- [PROBLEM TO WORK ON] In the material below, find every line with "that" and pull it out.

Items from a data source
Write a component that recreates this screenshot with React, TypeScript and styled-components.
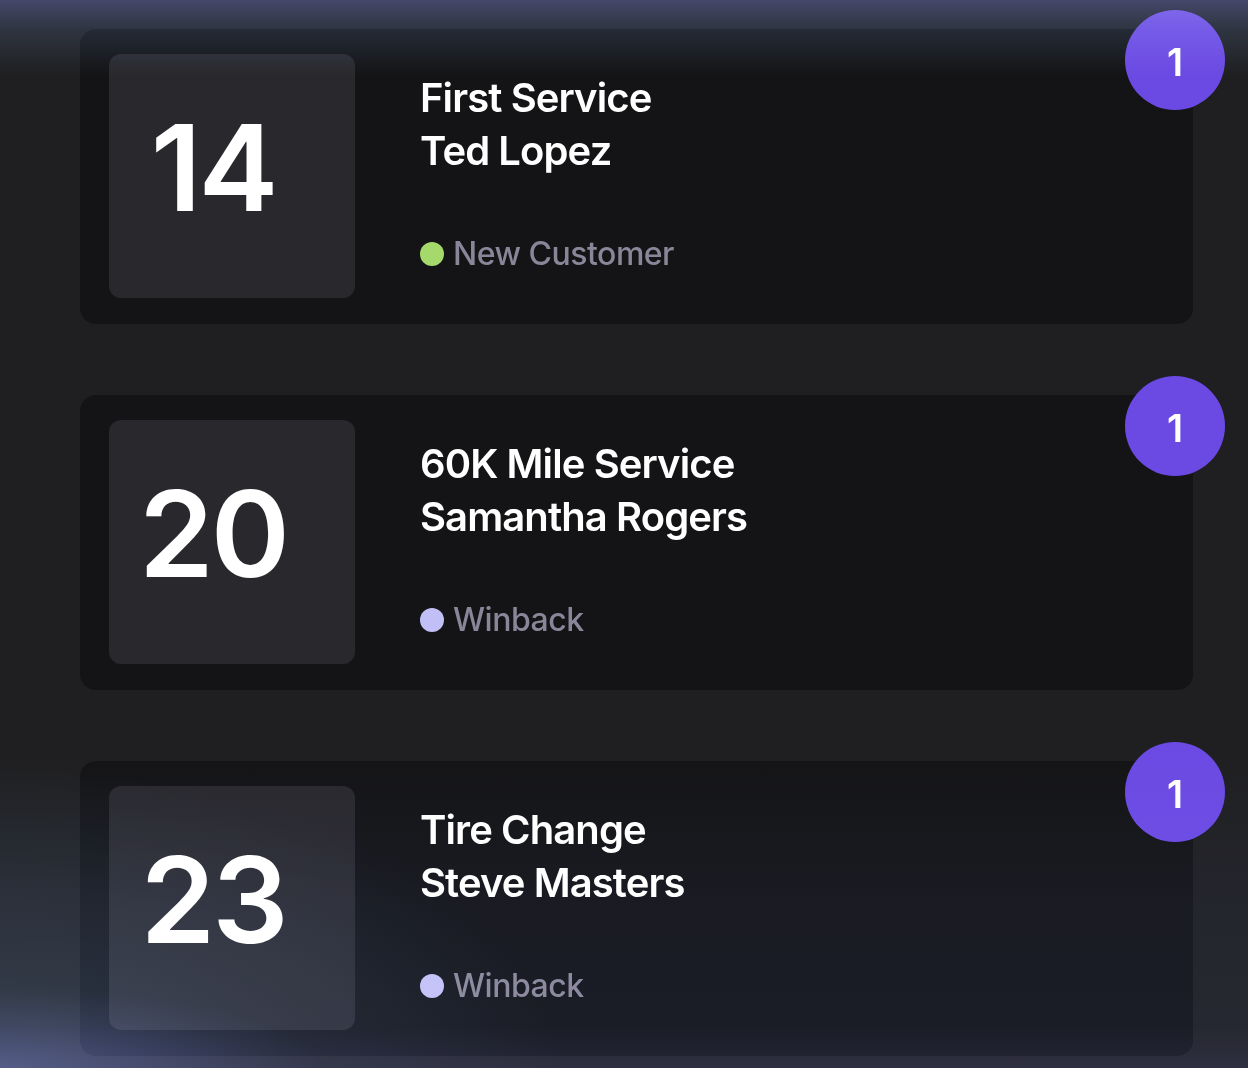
import styled, { createGlobalStyle } from "styled-components";

const GlobalStyle = createGlobalStyle`
  html, body {
    margin: 0;
    padding: 0;
    background: #1f1f21;
  }
  body {
    font-family: Inter, "Noto Sans", "Liberation Sans", sans-serif;
    -webkit-font-smoothing: antialiased;
  }
`;

type Tag = "new" | "winback";

const appointments: {
  day: number;
  service: string;
  customer: string;
  tag: Tag;
  label: string;
  count: number;
}[] = [
  { day: 14, service: "First Service", customer: "Ted Lopez", tag: "new", label: "New Customer", count: 1 },
  { day: 20, service: "60K Mile Service", customer: "Samantha Rogers", tag: "winback", label: "Winback", count: 1 },
  { day: 23, service: "Tire Change", customer: "Steve Masters", tag: "winback", label: "Winback", count: 1 },
];

const Page = styled.div`
  position: relative;
  width: 1248px;
  height: 1068px;
  overflow: hidden;
  background: #1f1f21;
  box-sizing: border-box;
  padding: 29px 0 0 80px;
  isolation: isolate;
`;

// soft light spill over the top and bottom edges
const Glow = styled.div`
  position: absolute;
  inset: 0;
  pointer-events: none;
  z-index: 5;
  mix-blend-mode: screen;
  background:
    linear-gradient(180deg, rgb(43, 46, 84) 0px, rgb(18, 25, 36) 29px, rgb(0, 0, 0) 75px),
    radial-gradient(ellipse 320px 80px at 0px 1068px, rgb(30, 30, 68), rgb(0, 0, 0) 100%),
    radial-gradient(ellipse 560px 300px at 0px 1068px, rgb(20, 30, 38), rgb(8, 12, 16) 60%, rgb(0, 0, 0) 100%),
    linear-gradient(0deg, rgb(18, 18, 36) 0px, rgb(8, 10, 18) 40px, rgb(6, 8, 14) 160px, rgb(0, 0, 0) 320px);
  background-blend-mode: screen, screen, screen, normal;
`;

const List = styled.div`
  display: flex;
  flex-direction: column;
  gap: 71px;
  width: 1113px;
`;

const Card = styled.div`
  position: relative;
  display: flex;
  height: 295px;
  box-sizing: border-box;
  padding: 25px 29px 26px;
  background: #141416;
  border-radius: 16px;
`;

const DayBox = styled.div`
  flex: 0 0 246px;
  height: 244px;
  border-radius: 12px;
  background: #29282d;
  display: flex;
  align-items: center;
  justify-content: center;
  padding: 0 38px 16px 0;
  box-sizing: border-box;
  color: #ffffff;
  font-size: 120px;
  font-weight: 600;
  letter-spacing: -3px;
  line-height: 1;
`;

const Info = styled.div`
  display: flex;
  flex-direction: column;
  margin-left: 65px;
  padding-top: 17px;
  padding-bottom: 24px;
`;

const Title = styled.div`
  color: #ffffff;
  font-size: 40px;
  font-weight: 600;
  line-height: 53px;
  letter-spacing: -0.9px;
`;

const Status = styled.div`
  margin-top: auto;
  display: flex;
  align-items: center;
  gap: 9px;
  color: #8a8699;
  font-size: 32px;
  font-weight: 500;
  letter-spacing: -0.5px;
  line-height: 40px;
`;

const Dot = styled.span<{ $tag: Tag }>`
  width: 24px;
  height: 24px;
  border-radius: 50%;
  background: ${(p) => (p.$tag === "new" ? "#a6d96c" : "#c2bff7")};
`;

const Badge = styled.div`
  position: absolute;
  top: -19px;
  right: -32px;
  width: 100px;
  height: 100px;
  border-radius: 50%;
  background: #6b4ae3;
  color: #ffffff;
  display: flex;
  align-items: center;
  justify-content: center;
  font-size: 38px;
  font-weight: 600;
  padding-top: 4px;
  box-sizing: border-box;
`;

export default function App() {
  return (
    <>
      <GlobalStyle />
      <Page>
        <List>
          {appointments.map((a, i) => (
            <Card key={i}>
              <DayBox>{a.day}</DayBox>
              <Info>
                <Title>
                  {a.service}
                  <br />
                  {a.customer}
                </Title>
                <Status>
                  <Dot $tag={a.tag} />
                  {a.label}
                </Status>
              </Info>
              <Badge>{a.count}</Badge>
            </Card>
          ))}
        </List>
        <Glow />
      </Page>
    </>
  );
}
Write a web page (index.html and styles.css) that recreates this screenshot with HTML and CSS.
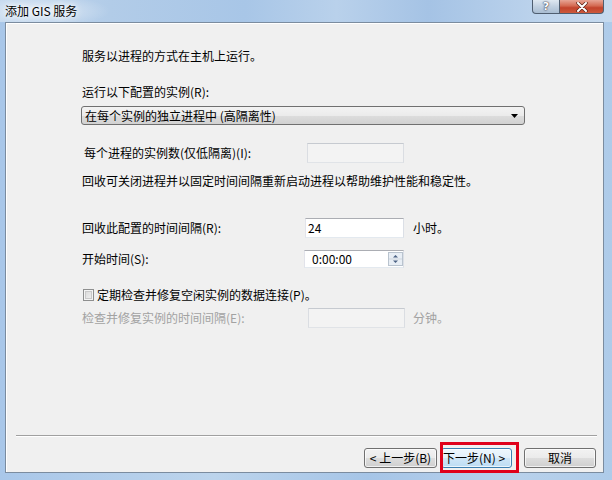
FILE: index.html
```html
<!DOCTYPE html>
<html lang="zh-CN">
<head>
<meta charset="utf-8">
<title>添加 GIS 服务</title>
<link rel="stylesheet" href="styles.css">
</head>
<body>
<div class="window">
  <div class="titlebar">
    <span class="title">添加 GIS 服务</span>
    <div class="caption-btns">
      <span class="cap-btn help">?</span>
      <span class="cap-btn close">
        <svg width="12" height="10" viewBox="0 0 12 10"><path d="M2 1 L10 9 M10 1 L2 9" stroke="#5a2318" stroke-width="3.4" stroke-linecap="round"/><path d="M2 1 L10 9 M10 1 L2 9" stroke="#fff" stroke-width="2" stroke-linecap="round"/></svg>
      </span>
    </div>
  </div>
  <div class="client">
    <div class="content">
      <p class="line l1">服务以进程的方式在主机上运行。</p>
      <p class="line l2">运行以下配置的实例(R):</p>
      <div class="select">
        <span>在每个实例的独立进程中 (高隔离性)</span>
        <svg class="arrow" width="7" height="4" viewBox="0 0 7 4"><path d="M0 0H7L3.5 4Z" fill="#000"/></svg>
      </div>
      <div class="row r3">
        <span class="label">每个进程的实例数(仅低隔离)(I):</span>
        <span class="input disabled"></span>
      </div>
      <p class="line l4">回收可关闭进程并以固定时间间隔重新启动进程以帮助维护性能和稳定性。</p>
      <div class="row r5">
        <span class="label">回收此配置的时间间隔(R):</span>
        <span class="input">24</span>
        <span class="unit">小时。</span>
      </div>
      <div class="row r6">
        <span class="label">开始时间(S):</span>
        <span class="input time">0:00:00
          <svg class="spin" width="15" height="14" viewBox="0 0 15 14"><rect x="0.5" y="0.5" width="14" height="13" fill="#e8eef5" stroke="#b9c3ce"/><line x1="1" y1="7" x2="14" y2="7" stroke="#cfd6de"/><path d="M5 5.5 L7.5 3 L10 5.5Z" fill="#4a6183"/><path d="M5 8.5 L7.5 11 L10 8.5Z" fill="#4a6183"/></svg>
        </span>
      </div>
      <div class="check-row">
        <span class="checkbox"></span>
        <span>定期检查并修复空闲实例的数据连接(P)。</span>
      </div>
      <div class="row r8 dim">
        <span class="label">检查并修复实例的时间间隔(E):</span>
        <span class="input disabled"></span>
        <span class="unit">分钟。</span>
      </div>
    </div>
    <div class="separator"></div>
    <div class="buttons">
      <button class="btn back">&lt; 上一步(B)</button>
      <span class="next-wrap">
        <button class="btn next">下一步(N) &gt;</button>
      </span>
      <button class="btn cancel">取消</button>
    </div>
  </div>
</div>
</body>
</html>
```
FILE: styles.css
```css
* { box-sizing: border-box; margin: 0; padding: 0; }
html, body { width: 612px; height: 480px; overflow: hidden; }
body {
  font-family: "Noto Sans CJK SC", "Noto Sans", sans-serif;
  font-size: 12px;
  color: #000;
  background: #b5cfea;
}
.window {
  width: 612px;
  height: 480px;
  display: flex;
  flex-direction: column;
  background: linear-gradient(to right, #a9c7e9 0%, #bcd4ec 35%, #a6c5e7 60%, #b8d1eb 85%, #aecbe9 100%);
}
.titlebar {
  height: 22px;
  display: flex;
  align-items: flex-start;
  background:
    radial-gradient(ellipse 70px 16px at 40px 11px, rgba(255,255,255,0.55), rgba(255,255,255,0) 100%),
    linear-gradient(to right, #c3d8ee 0%, #b2cce8 18%, #a8c6e7 40%, #b9d1eb 55%, #a5c3e5 70%, #bcd3ec 88%, #c6daee 100%);
}
.title {
  padding: 3px 0 0 5px;
  line-height: 15px;
  color: #000;
  text-shadow: 0 0 5px #fff, 0 0 8px #fff;
}
.caption-btns {
  margin-left: auto;
  margin-right: 8px;
  display: flex;
}
.cap-btn {
  height: 14px;
  border: 1px solid #4f5e70;
  border-top: 0;
  display: flex;
  align-items: center;
  justify-content: center;
}
.help {
  width: 28px;
  border-radius: 0 0 0 4px;
  background: linear-gradient(#dfe8f1, #c1d0e0 50%, #a9bdd2);
  color: #fff;
  font-family: "DejaVu Sans", sans-serif;
  font-weight: bold;
  font-size: 11px;
  line-height: 12px;
  text-shadow: 0 0 2px #334, 0 0 1px #223;
}
.close {
  width: 44px;
  border-left: 0;
  border-radius: 0 0 4px 0;
  background: linear-gradient(#e7a595, #d46a52 45%, #c2432c 60%, #cd5a3c);
}
.client {
  flex: 1;
  margin: 0 8px 7px 5px;
  background: #f0f0f0;
  border: 1px solid #7b8c9f;
  box-shadow: inset 1px 1px 0 #fff;
  display: flex;
  flex-direction: column;
}
.content {
  padding: 25px 0 0 76px;
  line-height: 16px;
}
.line { height: 16px; white-space: nowrap; }
.l2 { margin-top: 20px; }
.l4 { margin-top: 10px; }
.select {
  margin: 6px 0 0 -1px;
  width: 444px;
  height: 19px;
  border: 1px solid #707070;
  border-radius: 3px;
  background: linear-gradient(#f3f3f3 0%, #ebebeb 50%, #dddddd 51%, #d1d1d1 100%);
  display: flex;
  align-items: center;
  padding: 0 3px;
}
.select .arrow { margin-left: auto; margin-right: 3px; }
.row {
  display: flex;
  align-items: center;
  white-space: nowrap;
}
.label { width: 223px; flex: none; }
.input {
  height: 20px;
  width: 99px;
  background: #fff;
  border: 1px solid;
  border-color: #abadb3 #dbdfe6 #e3e9ef #e2e3ea;
  padding-left: 2px;
  display: flex;
  align-items: center;
}
.input.disabled {
  background: #f3f3f3;
  border-color: #c6cad0 #dadde2 #e0e3e7 #dadde2;
}
.unit { margin-left: 9px; }
.r3 { margin-top: 18px; }
.r3 .label { padding-left: 2px; }
.r3 .input { margin-left: 2px; width: 97px; }
.r5 { margin-top: 29px; }
.r6 { margin-top: 12px; }
.r6 .input { margin-left: -1px; width: 100px; height: 18px; padding-left: 7px; }
.spin { margin-left: auto; margin-right: 0; }
.check-row {
  margin-top: 19px;
  height: 16px;
  display: flex;
  align-items: center;
  white-space: nowrap;
}
.checkbox {
  width: 11px;
  height: 12px;
  margin: 0 3px 0 1px;
  border: 1px solid #8e8f8f;
  background: linear-gradient(135deg, #d6d6d6, #f4f4f4);
  box-shadow: inset 0 0 0 1px #f4f4f4, inset 0 0 0 2px #c9c9c9;
}
.r8 { margin-top: 5px; }
.r8 .input { margin-left: 3px; width: 97px; }
.r8 .unit { margin-left: 8px; }
.dim { color: #a2a2a2; }
.separator {
  margin: auto 6px 0 10px;
  height: 2px;
  border-top: 1px solid #a0a0a0;
  border-bottom: 1px solid #fff;
}
.buttons {
  margin-top: 11px;
  padding: 0 7px 4px 0;
  display: flex;
  justify-content: flex-end;
}
.btn {
  height: 20px;
  font-family: inherit;
  font-size: 12px;
  color: #000;
  border: 1px solid #707070;
  border-radius: 3px;
  background: linear-gradient(#f2f2f2 0%, #ebebeb 48%, #dddddd 52%, #cfcfcf 100%);
  box-shadow: inset 0 0 0 1px rgba(255,255,255,0.7);
  line-height: 16px;
  white-space: nowrap;
}
.back { width: 73px; }
.next-wrap { position: relative; margin-left: 4px; display: flex; }
.next {
  width: 71px;
  border-color: #3c7fb1;
  background: linear-gradient(#eef7fd 0%, #e2f0fb 48%, #cfe6f7 52%, #bcdcf3 100%);
  text-align: left;
  padding-left: 1px;
}
.next-wrap::after {
  content: "";
  position: absolute;
  left: -1px;
  right: -7px;
  top: -6px;
  bottom: -5px;
  border: 3px solid #e0001a;
}
.cancel { width: 72px; margin-left: 12px; }
```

- [RESULT FOR THIS EXERCISE]
Write a component that recreates this screenshot with React, TypeScript and styled-components.
Write a web page (index.html and styles.css) that recreates this screenshot with HTML and CSS.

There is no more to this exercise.